**** INPUT RECORDS ****

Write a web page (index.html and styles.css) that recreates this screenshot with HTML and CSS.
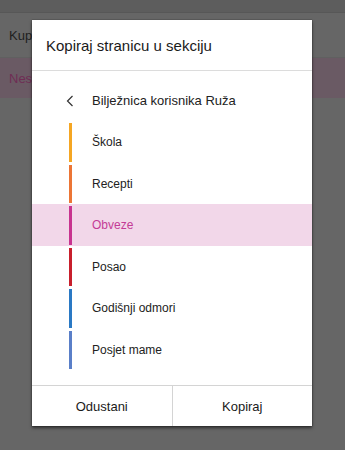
FILE: index.html
```html
<!DOCTYPE html>
<html lang="hr">
<head>
<meta charset="utf-8">
<link rel="stylesheet" href="styles.css">
</head>
<body>
<div class="page">
  <div class="topbar"></div>
  <div class="bg-row">Kup</div>
  <div class="bg-row bg-sel">Nes</div>
</div>
<div class="dialog">
  <div class="dlg-title">Kopiraj stranicu u sekciju</div>
  <div class="back-row">
    <svg class="chev" width="8" height="12" viewBox="0 0 8 12"><path d="M6.5 1 L1.5 6 L6.5 11" fill="none" stroke="#333" stroke-width="1.2"/></svg>
    <span>Bilježnica korisnika Ruža</span>
  </div>
  <ul class="sections">
    <li class="sec"><i class="bar c1"></i><span>Škola</span></li>
    <li class="sec"><i class="bar c2"></i><span>Recepti</span></li>
    <li class="sec active"><i class="bar c3"></i><span>Obveze</span></li>
    <li class="sec"><i class="bar c4"></i><span>Posao</span></li>
    <li class="sec"><i class="bar c5"></i><span>Godišnji odmori</span></li>
    <li class="sec"><i class="bar c6"></i><span>Posjet mame</span></li>
  </ul>
  <div class="footer">
    <button class="btn">Odustani</button>
    <button class="btn">Kopiraj</button>
  </div>
</div>
</body>
</html>
```
FILE: styles.css
```css
html, body {
  margin: 0;
  padding: 0;
  background: #666666;
  font-family: "Liberation Sans", Arial, sans-serif;
  width: 345px;
  height: 450px;
  overflow: hidden;
}
.page {
  display: flex;
  flex-direction: column;
}
.topbar {
  height: 12px;
  background: #5d5d5d;
  border-bottom: 1px solid #575757;
}
.bg-row {
  height: 45px;
  display: flex;
  align-items: center;
  padding-left: 9px;
  font-size: 13px;
  color: #1e1e1e;
  border-bottom: 1px solid #606060;
  box-sizing: border-box;
}
.bg-sel {
  height: 40px;
  background: #6a5a64;
  color: #6f2d54;
  border-bottom: none;
}
.dialog {
  position: absolute;
  left: 32px;
  top: 20px;
  width: 280px;
  height: 406px;
  background: #ffffff;
  box-shadow: 0 2px 3px rgba(0,0,0,0.55), 0 0 1px rgba(0,0,0,0.6);
  display: flex;
  flex-direction: column;
}
.dlg-title {
  height: 50px;
  display: flex;
  align-items: center;
  padding-left: 14px;
  font-size: 15px;
  color: #1a1a1a;
  border-bottom: 1px solid #dcdcdc;
}
.back-row {
  height: 50px;
  box-sizing: border-box;
  padding-top: 9px;
  display: flex;
  align-items: center;
  font-size: 13px;
  color: #222;
}
.chev {
  margin-left: 34px;
  margin-right: 18px;
}
.sections {
  list-style: none;
  margin: 0;
  padding: 0;
}
.sec {
  height: 42px;
  display: flex;
  align-items: center;
  font-size: 12px;
  color: #222;
}
.sec:nth-child(even) {
  height: 41px;
}
.sec span {
  margin-left: 20px;
}
.bar {
  display: block;
  margin-left: 37px;
  width: 3px;
  align-self: stretch;
  margin-top: 2px;
  margin-bottom: 1px;
}
.active {
  background: #f2d7e9;
  color: #c43b96;
}
.c1 { background: #f5a623; }
.c2 { background: #ec7535; }
.c3 { background: #c8338f; }
.c4 { background: #c81f2c; }
.c5 { background: #2a79c4; }
.c6 { background: #5a7fc8; }
.footer {
  margin-top: auto;
  height: 40px;
  display: flex;
  border-top: 1px solid #d4d4d4;
}
.btn {
  flex: 1;
  border: none;
  background: #fff;
  font-family: "Liberation Sans", Arial, sans-serif;
  font-size: 13px;
  color: #1a1a1a;
  padding: 0;
}
.btn + .btn {
  border-left: 1px solid #d4d4d4;
}
```
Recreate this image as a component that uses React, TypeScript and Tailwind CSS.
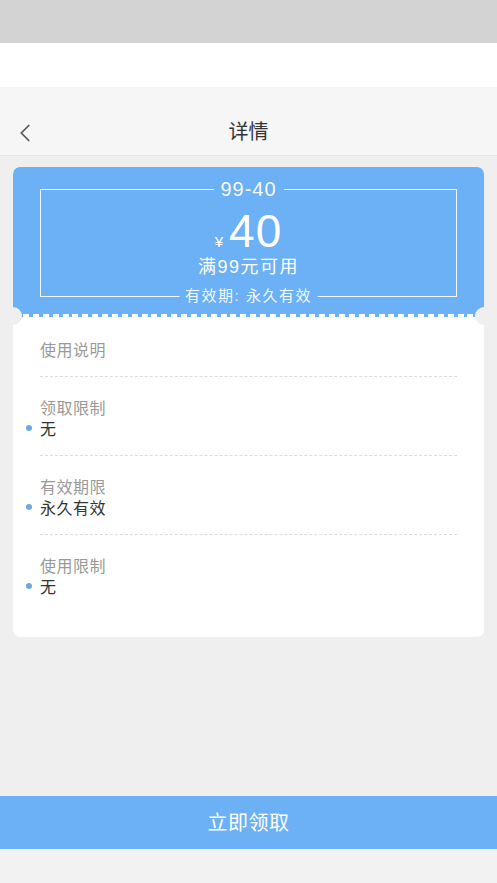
import { ChevronLeft } from 'lucide-react';

const font = { fontFamily: '"Liberation Sans", "Noto Sans CJK SC", sans-serif' };

const rules = [
  { label: '领取限制', value: '无' },
  { label: '有效期限', value: '永久有效' },
  { label: '使用限制', value: '无' }
];

export default function App() {
  return (
    <div className="flex h-[883px] w-full flex-col bg-[#efefef]" style={font}>
      {/* status bar + spacer */}
      <div className="h-[43px] bg-[#d3d3d3]" />
      <div className="h-[44px] bg-white" />

      {/* nav */}
      <div className="relative flex h-[69px] items-center justify-center border-b border-[#e6e6e6] bg-[#f6f6f6] pt-[22px]">
        <button className="absolute left-[10px] top-[31px] text-[#555]">
          <ChevronLeft className="h-[30px] w-[30px]" strokeWidth={1.4} />
        </button>
        <span className="text-[20px] text-[#333]">详情</span>
      </div>

      {/* coupon card */}
      <div className="mx-[13px] mt-[11px] rounded-[7px] bg-white">
        <div className="relative rounded-t-[7px] bg-[#6cb0f5] px-[27px] pb-[20px] pt-[22px]">
          <div className="relative flex h-[108px] flex-col items-center border border-white/90">
            <span className="absolute -top-[13px] left-1/2 -translate-x-1/2 bg-[#6cb0f5] px-[7px] text-[20px] leading-[24px] tracking-[1px] text-white/95">
              99-40
            </span>
            <div className="mt-[21px] flex items-baseline text-white">
              <span className="mr-[6px] text-[15px]">¥</span>
              <span className="text-[46px] leading-[40px] tracking-[1px]">40</span>
            </div>
            <span className="mt-[1px] text-[18px] leading-[24px] tracking-[1.5px] text-white">满99元可用</span>
            <span className="absolute -bottom-[11px] left-1/2 -translate-x-1/2 whitespace-nowrap bg-[#6cb0f5] px-[6px] text-[15px] leading-[22px] tracking-[1.5px] text-white/95">
              有效期: 永久有效
            </span>
          </div>
          <div className="absolute bottom-0 left-[10px] right-[10px] flex justify-between">
            {Array.from({ length: 46 }).map((_, i) => (
              <span key={i} className="h-[3px] w-[6px] bg-white" />
            ))}
          </div>
          <span className="absolute -bottom-[8px] -left-[9px] h-[18px] w-[18px] rounded-full bg-[#efefef]" />
          <span className="absolute -bottom-[8px] -right-[9px] h-[18px] w-[18px] rounded-full bg-[#efefef]" />
        </div>

        <div className="px-[27px] text-[16px] leading-[21px] tracking-[0.5px]">
          <div className="border-b border-dashed border-[#dcdcdc] pb-[15px] pt-[23px] text-[#999]">
            使用说明
          </div>
          {rules.map((r, i) => (
            <div
              key={r.label}
              className={
                i < rules.length - 1
                  ? 'border-b border-dashed border-[#dcdcdc] pb-[15px] pt-[21px]'
                  : 'pb-[39px] pt-[21px]'
              }
            >
              <div className="text-[#999]">{r.label}</div>
              <div className="-ml-[14px] flex items-center text-[#333]">
                <span className="mr-[8px] -mt-[4px] h-[6px] w-[6px] rounded-full bg-[#6aa8e6]" />
                {r.value}
              </div>
            </div>
          ))}
        </div>
      </div>

      <div className="flex-1" />

      <button className="flex h-[53px] items-center justify-center bg-[#6cb1f6] text-[20px] tracking-[0.5px] text-white">
        立即领取
      </button>
      <div className="h-[34px] bg-[#f2f2f2]" />
    </div>
  );
}
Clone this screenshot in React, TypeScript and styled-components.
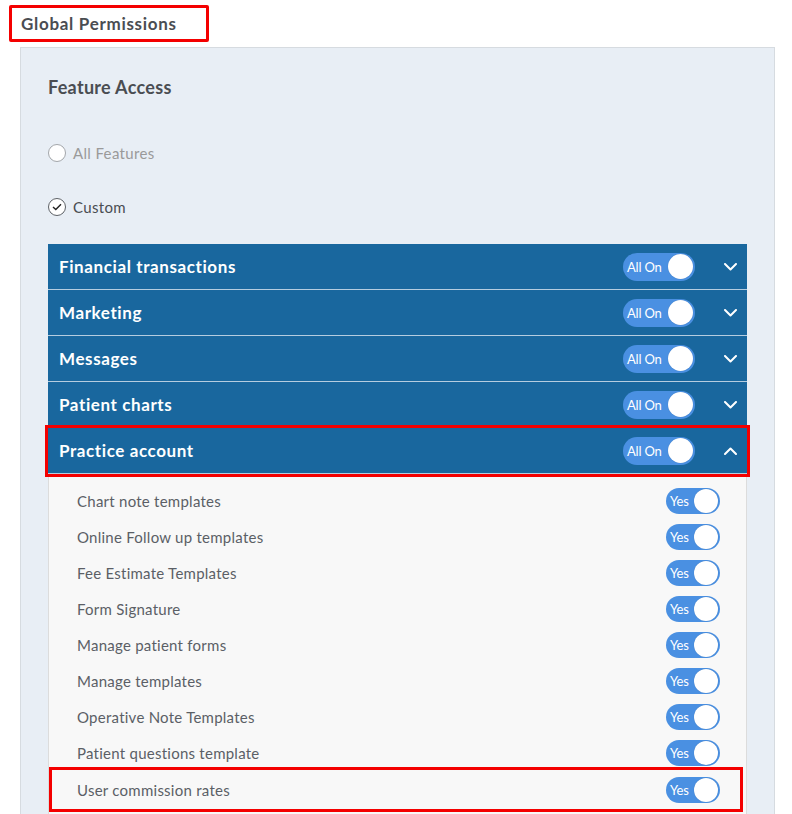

****

PROBLEM ->
Leave the pictures out and print the records above exactly as they stand.

WRITTEN SOLUTION ->
Write a web page (index.html and styles.css) that recreates this screenshot with HTML and CSS.
FILE: index.html
```html
<!DOCTYPE html>
<html lang="hr">
<head>
<meta charset="utf-8">
<link rel="stylesheet" href="styles.css">
</head>
<body>
<div class="page">
  <div class="topbar"></div>
  <div class="bg-row">Kup</div>
  <div class="bg-row bg-sel">Nes</div>
</div>
<div class="dialog">
  <div class="dlg-title">Kopiraj stranicu u sekciju</div>
  <div class="back-row">
    <svg class="chev" width="8" height="12" viewBox="0 0 8 12"><path d="M6.5 1 L1.5 6 L6.5 11" fill="none" stroke="#333" stroke-width="1.2"/></svg>
    <span>Bilježnica korisnika Ruža</span>
  </div>
  <ul class="sections">
    <li class="sec"><i class="bar c1"></i><span>Škola</span></li>
    <li class="sec"><i class="bar c2"></i><span>Recepti</span></li>
    <li class="sec active"><i class="bar c3"></i><span>Obveze</span></li>
    <li class="sec"><i class="bar c4"></i><span>Posao</span></li>
    <li class="sec"><i class="bar c5"></i><span>Godišnji odmori</span></li>
    <li class="sec"><i class="bar c6"></i><span>Posjet mame</span></li>
  </ul>
  <div class="footer">
    <button class="btn">Odustani</button>
    <button class="btn">Kopiraj</button>
  </div>
</div>
</body>
</html>
```
FILE: styles.css
```css
html, body {
  margin: 0;
  padding: 0;
  background: #666666;
  font-family: "Liberation Sans", Arial, sans-serif;
  width: 345px;
  height: 450px;
  overflow: hidden;
}
.page {
  display: flex;
  flex-direction: column;
}
.topbar {
  height: 12px;
  background: #5d5d5d;
  border-bottom: 1px solid #575757;
}
.bg-row {
  height: 45px;
  display: flex;
  align-items: center;
  padding-left: 9px;
  font-size: 13px;
  color: #1e1e1e;
  border-bottom: 1px solid #606060;
  box-sizing: border-box;
}
.bg-sel {
  height: 40px;
  background: #6a5a64;
  color: #6f2d54;
  border-bottom: none;
}
.dialog {
  position: absolute;
  left: 32px;
  top: 20px;
  width: 280px;
  height: 406px;
  background: #ffffff;
  box-shadow: 0 2px 3px rgba(0,0,0,0.55), 0 0 1px rgba(0,0,0,0.6);
  display: flex;
  flex-direction: column;
}
.dlg-title {
  height: 50px;
  display: flex;
  align-items: center;
  padding-left: 14px;
  font-size: 15px;
  color: #1a1a1a;
  border-bottom: 1px solid #dcdcdc;
}
.back-row {
  height: 50px;
  box-sizing: border-box;
  padding-top: 9px;
  display: flex;
  align-items: center;
  font-size: 13px;
  color: #222;
}
.chev {
  margin-left: 34px;
  margin-right: 18px;
}
.sections {
  list-style: none;
  margin: 0;
  padding: 0;
}
.sec {
  height: 42px;
  display: flex;
  align-items: center;
  font-size: 12px;
  color: #222;
}
.sec:nth-child(even) {
  height: 41px;
}
.sec span {
  margin-left: 20px;
}
.bar {
  display: block;
  margin-left: 37px;
  width: 3px;
  align-self: stretch;
  margin-top: 2px;
  margin-bottom: 1px;
}
.active {
  background: #f2d7e9;
  color: #c43b96;
}
.c1 { background: #f5a623; }
.c2 { background: #ec7535; }
.c3 { background: #c8338f; }
.c4 { background: #c81f2c; }
.c5 { background: #2a79c4; }
.c6 { background: #5a7fc8; }
.footer {
  margin-top: auto;
  height: 40px;
  display: flex;
  border-top: 1px solid #d4d4d4;
}
.btn {
  flex: 1;
  border: none;
  background: #fff;
  font-family: "Liberation Sans", Arial, sans-serif;
  font-size: 13px;
  color: #1a1a1a;
  padding: 0;
}
.btn + .btn {
  border-left: 1px solid #d4d4d4;
}
```
Recreate this image as a component that uses React, TypeScript and Tailwind CSS.
import { ChevronLeft } from 'lucide-react';

const font = { fontFamily: '"Liberation Sans", "Noto Sans CJK SC", sans-serif' };

const rules = [
  { label: '领取限制', value: '无' },
  { label: '有效期限', value: '永久有效' },
  { label: '使用限制', value: '无' }
];

export default function App() {
  return (
    <div className="flex h-[883px] w-full flex-col bg-[#efefef]" style={font}>
      {/* status bar + spacer */}
      <div className="h-[43px] bg-[#d3d3d3]" />
      <div className="h-[44px] bg-white" />

      {/* nav */}
      <div className="relative flex h-[69px] items-center justify-center border-b border-[#e6e6e6] bg-[#f6f6f6] pt-[22px]">
        <button className="absolute left-[10px] top-[31px] text-[#555]">
          <ChevronLeft className="h-[30px] w-[30px]" strokeWidth={1.4} />
        </button>
        <span className="text-[20px] text-[#333]">详情</span>
      </div>

      {/* coupon card */}
      <div className="mx-[13px] mt-[11px] rounded-[7px] bg-white">
        <div className="relative rounded-t-[7px] bg-[#6cb0f5] px-[27px] pb-[20px] pt-[22px]">
          <div className="relative flex h-[108px] flex-col items-center border border-white/90">
            <span className="absolute -top-[13px] left-1/2 -translate-x-1/2 bg-[#6cb0f5] px-[7px] text-[20px] leading-[24px] tracking-[1px] text-white/95">
              99-40
            </span>
            <div className="mt-[21px] flex items-baseline text-white">
              <span className="mr-[6px] text-[15px]">¥</span>
              <span className="text-[46px] leading-[40px] tracking-[1px]">40</span>
            </div>
            <span className="mt-[1px] text-[18px] leading-[24px] tracking-[1.5px] text-white">满99元可用</span>
            <span className="absolute -bottom-[11px] left-1/2 -translate-x-1/2 whitespace-nowrap bg-[#6cb0f5] px-[6px] text-[15px] leading-[22px] tracking-[1.5px] text-white/95">
              有效期: 永久有效
            </span>
          </div>
          <div className="absolute bottom-0 left-[10px] right-[10px] flex justify-between">
            {Array.from({ length: 46 }).map((_, i) => (
              <span key={i} className="h-[3px] w-[6px] bg-white" />
            ))}
          </div>
          <span className="absolute -bottom-[8px] -left-[9px] h-[18px] w-[18px] rounded-full bg-[#efefef]" />
          <span className="absolute -bottom-[8px] -right-[9px] h-[18px] w-[18px] rounded-full bg-[#efefef]" />
        </div>

        <div className="px-[27px] text-[16px] leading-[21px] tracking-[0.5px]">
          <div className="border-b border-dashed border-[#dcdcdc] pb-[15px] pt-[23px] text-[#999]">
            使用说明
          </div>
          {rules.map((r, i) => (
            <div
              key={r.label}
              className={
                i < rules.length - 1
                  ? 'border-b border-dashed border-[#dcdcdc] pb-[15px] pt-[21px]'
                  : 'pb-[39px] pt-[21px]'
              }
            >
              <div className="text-[#999]">{r.label}</div>
              <div className="-ml-[14px] flex items-center text-[#333]">
                <span className="mr-[8px] -mt-[4px] h-[6px] w-[6px] rounded-full bg-[#6aa8e6]" />
                {r.value}
              </div>
            </div>
          ))}
        </div>
      </div>

      <div className="flex-1" />

      <button className="flex h-[53px] items-center justify-center bg-[#6cb1f6] text-[20px] tracking-[0.5px] text-white">
        立即领取
      </button>
      <div className="h-[34px] bg-[#f2f2f2]" />
    </div>
  );
}
Clone this screenshot in React, TypeScript and styled-components.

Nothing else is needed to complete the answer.